→ Stated exercise: Take each line that has the word "React" and return it.

→ Extracted material:
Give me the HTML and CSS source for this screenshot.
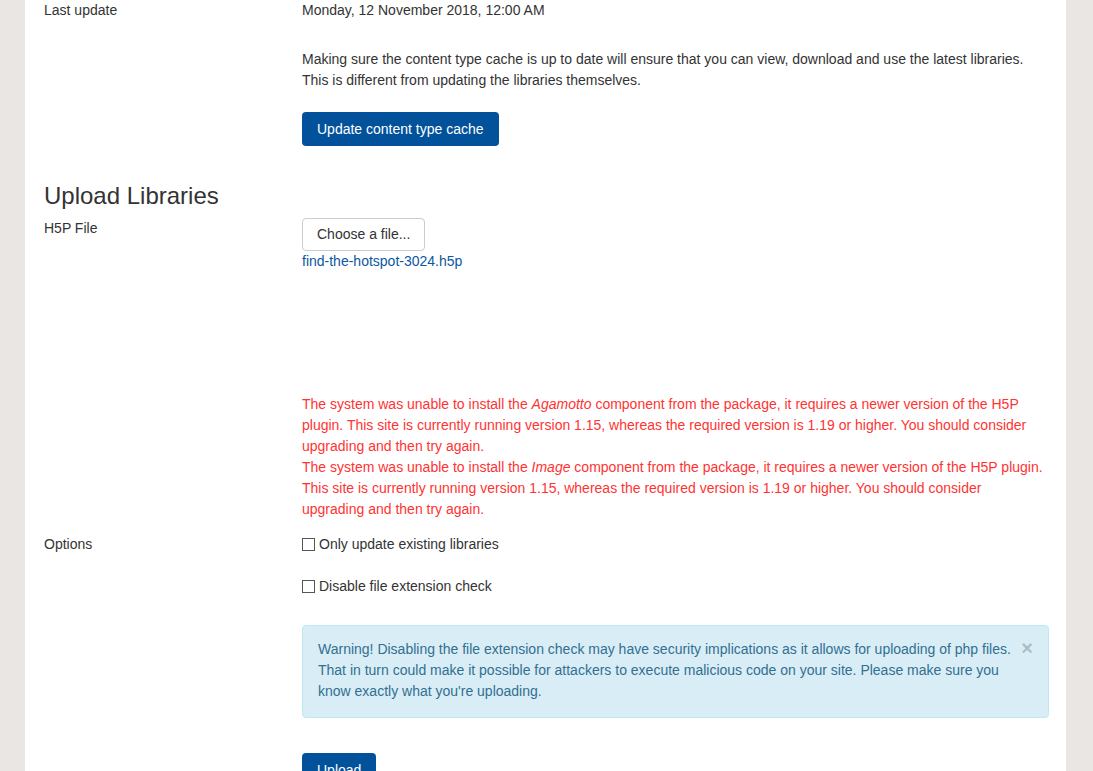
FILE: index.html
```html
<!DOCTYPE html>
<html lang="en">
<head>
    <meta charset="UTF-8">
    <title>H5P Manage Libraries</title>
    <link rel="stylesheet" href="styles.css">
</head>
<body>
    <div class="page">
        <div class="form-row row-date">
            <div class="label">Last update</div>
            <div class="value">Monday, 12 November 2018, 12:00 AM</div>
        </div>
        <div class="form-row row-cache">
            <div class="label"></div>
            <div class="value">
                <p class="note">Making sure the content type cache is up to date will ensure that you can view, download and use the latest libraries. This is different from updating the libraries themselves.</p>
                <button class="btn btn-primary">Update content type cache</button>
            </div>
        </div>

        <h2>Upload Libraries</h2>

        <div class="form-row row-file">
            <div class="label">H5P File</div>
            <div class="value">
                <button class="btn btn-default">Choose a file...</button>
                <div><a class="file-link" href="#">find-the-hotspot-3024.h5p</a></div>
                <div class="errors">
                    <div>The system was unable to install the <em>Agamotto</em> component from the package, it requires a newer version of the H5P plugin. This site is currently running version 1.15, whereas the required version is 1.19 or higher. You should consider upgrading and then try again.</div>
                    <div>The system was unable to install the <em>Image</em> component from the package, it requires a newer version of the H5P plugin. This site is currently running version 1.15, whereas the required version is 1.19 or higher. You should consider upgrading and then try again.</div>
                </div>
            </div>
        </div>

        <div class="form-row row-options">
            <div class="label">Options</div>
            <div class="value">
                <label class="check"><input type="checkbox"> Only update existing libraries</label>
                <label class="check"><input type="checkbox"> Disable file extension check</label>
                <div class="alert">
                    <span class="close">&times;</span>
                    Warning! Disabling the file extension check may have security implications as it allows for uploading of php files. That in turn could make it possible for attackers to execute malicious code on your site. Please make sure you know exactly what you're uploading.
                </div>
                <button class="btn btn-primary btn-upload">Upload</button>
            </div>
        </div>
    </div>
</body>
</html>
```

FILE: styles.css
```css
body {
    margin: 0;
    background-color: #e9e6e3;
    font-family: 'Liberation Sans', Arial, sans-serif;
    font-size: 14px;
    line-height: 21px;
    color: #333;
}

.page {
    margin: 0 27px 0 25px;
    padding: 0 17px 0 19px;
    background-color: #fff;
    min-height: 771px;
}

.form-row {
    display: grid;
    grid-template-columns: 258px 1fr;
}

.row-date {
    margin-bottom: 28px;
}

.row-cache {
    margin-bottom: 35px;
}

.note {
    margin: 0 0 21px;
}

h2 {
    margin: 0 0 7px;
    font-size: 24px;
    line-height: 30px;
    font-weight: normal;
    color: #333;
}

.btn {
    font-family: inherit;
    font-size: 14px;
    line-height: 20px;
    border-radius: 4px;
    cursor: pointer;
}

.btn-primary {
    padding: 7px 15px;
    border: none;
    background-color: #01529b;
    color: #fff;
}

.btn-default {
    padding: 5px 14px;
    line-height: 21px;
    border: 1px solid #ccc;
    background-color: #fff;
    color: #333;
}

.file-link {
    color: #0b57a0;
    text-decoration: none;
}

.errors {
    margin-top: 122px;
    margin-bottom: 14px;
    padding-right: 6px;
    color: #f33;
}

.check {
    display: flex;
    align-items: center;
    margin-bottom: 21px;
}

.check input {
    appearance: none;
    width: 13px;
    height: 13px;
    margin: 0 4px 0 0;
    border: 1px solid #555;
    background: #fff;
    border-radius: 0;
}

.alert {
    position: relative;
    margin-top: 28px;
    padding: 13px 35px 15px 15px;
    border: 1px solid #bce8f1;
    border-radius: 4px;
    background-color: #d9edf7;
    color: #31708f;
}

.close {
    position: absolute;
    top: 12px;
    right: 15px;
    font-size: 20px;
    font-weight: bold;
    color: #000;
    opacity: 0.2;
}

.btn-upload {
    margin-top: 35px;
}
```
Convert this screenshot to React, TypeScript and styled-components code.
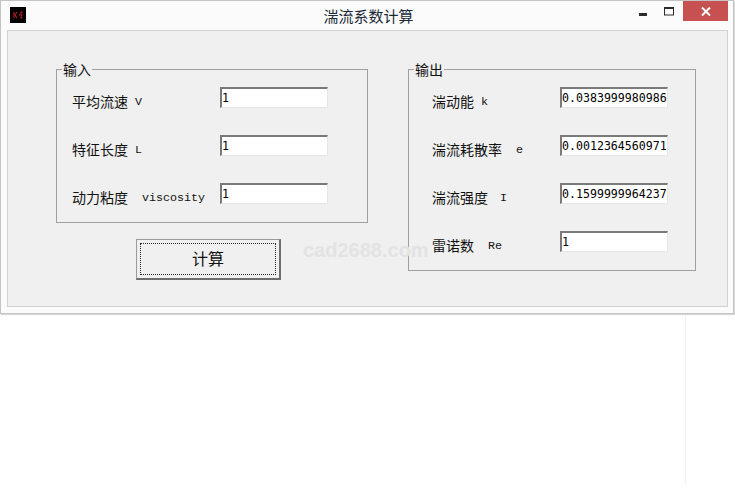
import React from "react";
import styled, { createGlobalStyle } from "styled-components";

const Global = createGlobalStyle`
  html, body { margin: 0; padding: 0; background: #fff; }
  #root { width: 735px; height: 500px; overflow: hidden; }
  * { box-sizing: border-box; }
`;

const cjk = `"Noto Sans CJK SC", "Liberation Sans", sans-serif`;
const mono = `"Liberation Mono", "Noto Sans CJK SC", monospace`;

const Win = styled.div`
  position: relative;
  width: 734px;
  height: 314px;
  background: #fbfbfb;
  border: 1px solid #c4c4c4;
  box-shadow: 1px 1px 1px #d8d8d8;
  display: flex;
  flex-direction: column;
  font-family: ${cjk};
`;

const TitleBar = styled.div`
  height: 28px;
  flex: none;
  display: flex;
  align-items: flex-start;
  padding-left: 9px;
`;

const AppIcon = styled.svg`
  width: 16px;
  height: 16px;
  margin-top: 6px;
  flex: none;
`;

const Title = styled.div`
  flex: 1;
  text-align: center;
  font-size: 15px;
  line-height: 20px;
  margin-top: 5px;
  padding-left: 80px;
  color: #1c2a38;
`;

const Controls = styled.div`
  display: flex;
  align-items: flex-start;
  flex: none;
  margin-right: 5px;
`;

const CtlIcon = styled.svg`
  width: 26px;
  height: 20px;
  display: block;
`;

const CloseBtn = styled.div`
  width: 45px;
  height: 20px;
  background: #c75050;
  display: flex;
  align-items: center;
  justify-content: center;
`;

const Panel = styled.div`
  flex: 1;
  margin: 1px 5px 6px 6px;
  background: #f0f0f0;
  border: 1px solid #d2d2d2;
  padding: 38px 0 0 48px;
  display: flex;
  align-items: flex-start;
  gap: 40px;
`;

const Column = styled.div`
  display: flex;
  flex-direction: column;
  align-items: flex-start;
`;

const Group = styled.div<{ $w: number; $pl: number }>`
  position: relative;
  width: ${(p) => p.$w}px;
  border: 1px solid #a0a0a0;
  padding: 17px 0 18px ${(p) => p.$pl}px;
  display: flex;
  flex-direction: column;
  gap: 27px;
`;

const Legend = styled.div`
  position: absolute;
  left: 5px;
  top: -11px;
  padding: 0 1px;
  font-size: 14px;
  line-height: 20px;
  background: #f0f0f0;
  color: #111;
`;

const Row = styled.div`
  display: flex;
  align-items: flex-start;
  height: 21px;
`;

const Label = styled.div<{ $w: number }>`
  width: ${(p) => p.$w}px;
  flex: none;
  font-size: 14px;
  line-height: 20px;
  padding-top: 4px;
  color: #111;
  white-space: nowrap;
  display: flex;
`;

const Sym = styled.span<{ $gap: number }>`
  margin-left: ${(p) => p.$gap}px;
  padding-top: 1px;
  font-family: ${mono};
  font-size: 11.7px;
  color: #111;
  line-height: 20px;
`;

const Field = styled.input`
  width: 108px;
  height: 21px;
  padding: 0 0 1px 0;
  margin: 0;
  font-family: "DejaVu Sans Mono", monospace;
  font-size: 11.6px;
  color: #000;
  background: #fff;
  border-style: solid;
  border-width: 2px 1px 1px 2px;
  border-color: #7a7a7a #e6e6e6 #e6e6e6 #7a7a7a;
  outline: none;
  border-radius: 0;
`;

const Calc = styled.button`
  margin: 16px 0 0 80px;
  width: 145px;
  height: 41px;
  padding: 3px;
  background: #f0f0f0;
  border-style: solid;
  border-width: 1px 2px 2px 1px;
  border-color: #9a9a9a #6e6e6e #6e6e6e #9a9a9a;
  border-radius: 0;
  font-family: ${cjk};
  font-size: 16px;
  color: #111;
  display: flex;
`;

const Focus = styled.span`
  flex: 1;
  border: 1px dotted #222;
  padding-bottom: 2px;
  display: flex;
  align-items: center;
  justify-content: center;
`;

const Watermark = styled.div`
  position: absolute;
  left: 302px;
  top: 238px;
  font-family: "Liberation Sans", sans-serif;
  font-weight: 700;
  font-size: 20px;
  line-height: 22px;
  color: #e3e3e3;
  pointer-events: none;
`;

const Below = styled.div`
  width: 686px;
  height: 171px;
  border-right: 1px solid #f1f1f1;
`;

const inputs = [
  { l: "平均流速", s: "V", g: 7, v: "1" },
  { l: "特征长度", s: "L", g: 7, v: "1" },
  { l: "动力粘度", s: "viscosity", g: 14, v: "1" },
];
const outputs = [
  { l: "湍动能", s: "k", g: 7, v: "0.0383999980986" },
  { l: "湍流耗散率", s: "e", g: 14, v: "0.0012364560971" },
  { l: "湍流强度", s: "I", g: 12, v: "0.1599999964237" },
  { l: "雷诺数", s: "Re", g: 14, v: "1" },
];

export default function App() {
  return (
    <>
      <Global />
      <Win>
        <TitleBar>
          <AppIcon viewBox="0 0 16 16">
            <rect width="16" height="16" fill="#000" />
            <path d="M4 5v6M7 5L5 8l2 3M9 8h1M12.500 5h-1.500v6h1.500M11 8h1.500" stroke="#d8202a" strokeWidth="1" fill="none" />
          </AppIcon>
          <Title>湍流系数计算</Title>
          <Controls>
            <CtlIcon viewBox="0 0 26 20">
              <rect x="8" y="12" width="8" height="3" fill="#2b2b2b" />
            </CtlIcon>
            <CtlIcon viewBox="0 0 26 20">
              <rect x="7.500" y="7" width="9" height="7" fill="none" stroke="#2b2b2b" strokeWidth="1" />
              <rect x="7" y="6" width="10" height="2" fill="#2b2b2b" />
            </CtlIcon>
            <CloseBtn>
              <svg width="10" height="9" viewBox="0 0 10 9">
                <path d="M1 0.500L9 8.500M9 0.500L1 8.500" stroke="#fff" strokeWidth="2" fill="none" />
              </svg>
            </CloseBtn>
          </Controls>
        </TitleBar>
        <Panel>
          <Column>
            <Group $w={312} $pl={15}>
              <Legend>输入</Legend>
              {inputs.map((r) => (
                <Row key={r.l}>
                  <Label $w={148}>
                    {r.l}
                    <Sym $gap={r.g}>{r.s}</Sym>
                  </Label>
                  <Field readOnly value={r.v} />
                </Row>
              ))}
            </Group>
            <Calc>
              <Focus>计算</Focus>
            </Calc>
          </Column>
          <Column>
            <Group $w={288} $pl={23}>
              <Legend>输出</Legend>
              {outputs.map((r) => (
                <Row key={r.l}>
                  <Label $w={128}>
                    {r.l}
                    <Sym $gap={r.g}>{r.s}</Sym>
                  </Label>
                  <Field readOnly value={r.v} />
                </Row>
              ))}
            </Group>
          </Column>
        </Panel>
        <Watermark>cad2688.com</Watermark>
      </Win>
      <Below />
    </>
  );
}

→ Complete answer:
Convert this screenshot to React, TypeScript and styled-components code.
import React from "react";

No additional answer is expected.